Plus récemment, les archéologues ont décrit la découverte, dans la plus grande fosse, de près de 400 pièces de défenses d'éléphant, atteignant pour près de la moitié les plus de 50 centimètres – la plus longue, 1,4 mètre. La majorité était intacte. Un plus petit nombre avait été coupé en segments plus courts. Certaines présentaient des marques de brûlure noirâtres. 

Dans la fosse voisine, cent pièces d'ivoire avaient été également déposées entières, certaines brûlées.
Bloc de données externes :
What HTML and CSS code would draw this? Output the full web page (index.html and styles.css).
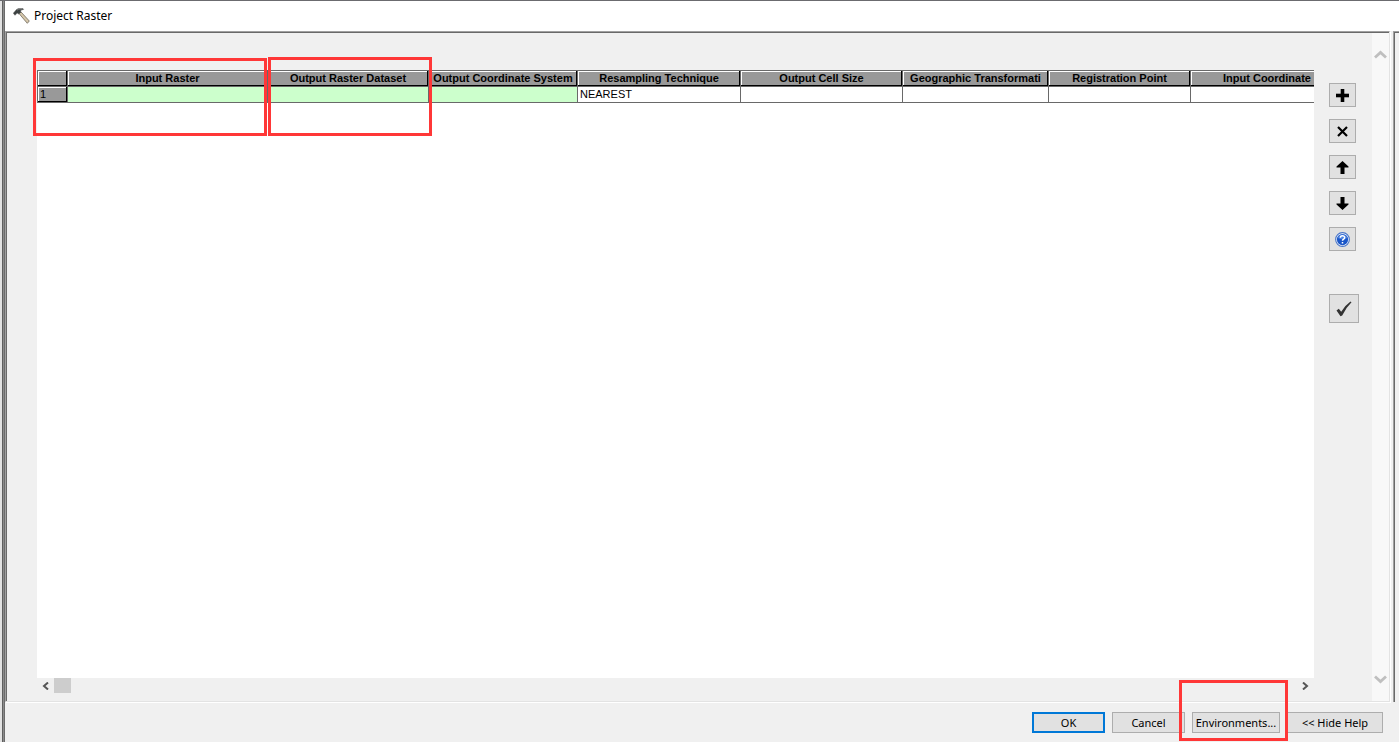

D'après les spécialistes, la communauté ancienne de Sanxingdui suivait pour ses enterrements un schéma général, consistant à placer les objets en bronze plus grands en haut, tandis que les plus petits étaient placés plus bas. 


Le tout était dissimulé par les fameuses pièces d'ivoire. «Bien qu'ils soient positionnés sans ordre strict, les défenses sont généralement organisées au même niveau afin qu'aucune ne dépasse», écrivent-ils dans Sichuan Relics.

Parmi tous ces butins se trouvaient aussi 660 pièces de jade, des lames cérémonielles méticuleusement polies, des disques vert ou blanc… L'une d'entre elles, faite d'une seule gemme et de la taille d'une main, a été ornée de remarquables sculptures : le visage d'une bête, ressemblant étroitement à celui de bronzes identifiés dans l'une des premières fosses fouillées sur le site ; des phénix sur les côtés, accompagnés de leurs coquillages.


Peut-être provenait-elle de l'un des anciens ateliers de Sanxingdui ? Ou alors, s'agissait-il d'un échange culturel entre la ville et un autre territoire chinois de l'âge du bronze ? Les enquêtes se poursuivent dans les nombreuses fosses, restées fortuitement intactes depuis des millénaires.